In March, the CPI grew 5.4 percent year on year, with 1.73 percentage points coming from non-food prices. So it seems that price pressures that started in a narrow range of food products have broadened into other items, including rent.

How do you expect the inflation situation to turn out in the near future?

We believe that inflation will ease in the latter half of the year as the effects of the government's tightening policies take root. The CPI is expected to grow at around 4.6 percent for 2011, above the government-set target of 4 percent for the entire year. But it would be a remarkable success given acute woes of neighboring countries—India and Viet Nam, for instance, are reeling from serious inflation and lackluster economic growth.

In 2012, inflation rate is projected to further dip to 4.2 percent as domestic excess liquidity diminishes. Also, global crude prices may taper off if the political situation in the Middle East stabilizes.

However, a string of uncertainties still abound. It remains to be seen whether the U.S. dollar will regain its strength. Meanwhile, the second round of quantitative easing policy in the United States will end in mid-2011, but the Fed has left the door open for even more powerful monetary expansion should growth remain tepid. If the Fed stops massively printing money, it would offer a relief for inflation-stricken countries including China.

The Chinese Government has put price stability on top of the agenda for this year's economic work, and spared no effort to combat inflation. The problem is that the lagging effect of the credit surge two years ago will continue to provide strong tailwinds for inflation in the near term.

For the Chinese Government, the most daunting challenge lies in a trade-off between cooling inflation and maintaining growth. After all, too aggressive tightening measures may damage the growth engine.

Since 2010 China has raised interest rates four times and the reserve requirement ratio 11 times. So it indicates that policymakers are more concerned about inflation than growth. In my opinion, even if the growth rate slows to 9 percent, it is still acceptable and healthy.

What kind of measures should the Chinese Government take to tame inflation?

China has a set of tools at its disposal to fight inflation. More monetary tightening measures are in the pipeline, such as hikes in interest rates and the reserve requirement ratios, as well as auctioning of central bank bills. The central bank can also strengthen its "window guidance" to advise commercial banks about issuing loans.

There is no need to worry that higher interest rates will attract more hot money. The speculative capital sneaks in to cash in on the stock and property markets. As a result, stabilizing those markets could effectively shun torrent hot money influx.

The broad money supply (M2), which covers cash in circulation and all deposits, increased 16.6 percent year on year by the end of March, above the government's target of 16 percent for 2011. So China still needs to continue taking actions to soak up excess liquidity, but the pace of tightening might slow down in the latter half of this year to cushion the blow to the economy.

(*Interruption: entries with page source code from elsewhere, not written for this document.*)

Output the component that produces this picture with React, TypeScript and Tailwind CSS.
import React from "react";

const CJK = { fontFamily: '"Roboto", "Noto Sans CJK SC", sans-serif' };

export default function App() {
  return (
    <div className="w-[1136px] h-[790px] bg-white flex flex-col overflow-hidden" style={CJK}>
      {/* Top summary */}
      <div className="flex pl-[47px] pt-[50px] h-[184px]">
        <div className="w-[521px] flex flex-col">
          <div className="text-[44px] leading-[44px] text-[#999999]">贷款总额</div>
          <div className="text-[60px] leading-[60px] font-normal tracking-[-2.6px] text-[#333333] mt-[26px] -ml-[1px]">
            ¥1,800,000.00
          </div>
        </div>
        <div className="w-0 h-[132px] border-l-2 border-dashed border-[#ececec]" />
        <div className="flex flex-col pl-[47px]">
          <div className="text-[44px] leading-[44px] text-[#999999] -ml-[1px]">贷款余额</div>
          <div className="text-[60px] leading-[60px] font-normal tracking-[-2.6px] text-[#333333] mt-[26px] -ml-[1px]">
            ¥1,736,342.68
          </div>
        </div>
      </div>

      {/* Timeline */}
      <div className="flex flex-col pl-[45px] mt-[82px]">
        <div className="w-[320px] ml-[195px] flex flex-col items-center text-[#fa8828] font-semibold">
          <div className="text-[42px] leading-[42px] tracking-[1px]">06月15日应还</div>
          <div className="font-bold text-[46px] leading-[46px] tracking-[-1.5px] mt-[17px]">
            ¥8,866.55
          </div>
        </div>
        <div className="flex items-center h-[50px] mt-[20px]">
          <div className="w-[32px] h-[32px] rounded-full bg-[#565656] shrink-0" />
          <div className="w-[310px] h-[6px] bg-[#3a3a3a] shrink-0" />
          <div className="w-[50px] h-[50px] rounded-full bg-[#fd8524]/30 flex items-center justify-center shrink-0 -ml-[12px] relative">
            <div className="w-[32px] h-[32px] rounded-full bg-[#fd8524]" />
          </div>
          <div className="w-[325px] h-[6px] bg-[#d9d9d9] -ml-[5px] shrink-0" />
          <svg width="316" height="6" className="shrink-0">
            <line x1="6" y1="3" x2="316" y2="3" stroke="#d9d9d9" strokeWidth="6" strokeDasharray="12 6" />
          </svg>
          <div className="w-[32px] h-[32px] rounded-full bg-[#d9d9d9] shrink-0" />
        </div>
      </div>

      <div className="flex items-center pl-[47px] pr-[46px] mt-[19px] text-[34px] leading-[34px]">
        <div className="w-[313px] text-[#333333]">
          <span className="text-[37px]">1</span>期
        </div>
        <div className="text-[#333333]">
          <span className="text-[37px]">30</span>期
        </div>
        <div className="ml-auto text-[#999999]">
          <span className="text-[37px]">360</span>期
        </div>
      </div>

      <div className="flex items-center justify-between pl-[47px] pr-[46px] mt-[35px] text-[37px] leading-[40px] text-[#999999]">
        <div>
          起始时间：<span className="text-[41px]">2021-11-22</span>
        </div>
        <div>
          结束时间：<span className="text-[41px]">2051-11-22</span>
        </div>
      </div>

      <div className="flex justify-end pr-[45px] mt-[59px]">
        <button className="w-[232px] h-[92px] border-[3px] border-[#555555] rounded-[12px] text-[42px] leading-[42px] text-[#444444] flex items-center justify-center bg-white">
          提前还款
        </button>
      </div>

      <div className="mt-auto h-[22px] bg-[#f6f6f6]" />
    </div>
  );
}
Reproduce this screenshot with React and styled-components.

Besides, appropriate appreciation of the yuan could also help calm down inflationary fears. A stronger yuan would make imports cheaper and shrink the trade surplus, so the central bank can issue less yuan as counterparts of its foreign exchange reserves. That is a needed boon to drain excess liquidity.

Moreover, it would help if China could properly ensure supplies of agricultural products and affordable houses. It is necessary to avoid the over-use of administrative price control measures, and allow the markets to play a bigger role in tackling inflation.

China has adjusted some of the weights in the basket of the CPI, lowering the weight for food and raising the weight for residential factors. More efforts are still needed to restructure the index to reflect major changes in the consumption pattern in the last decade. The housing prices, in particular, are skyrocketing these years and significantly changing people's lives.

In theory, a broader definition of inflation should cover asset prices including stocks and houses. In China, those asset markets have absorbed a flood of liquidity, allowing consumer prices to stay at a relatively stable level.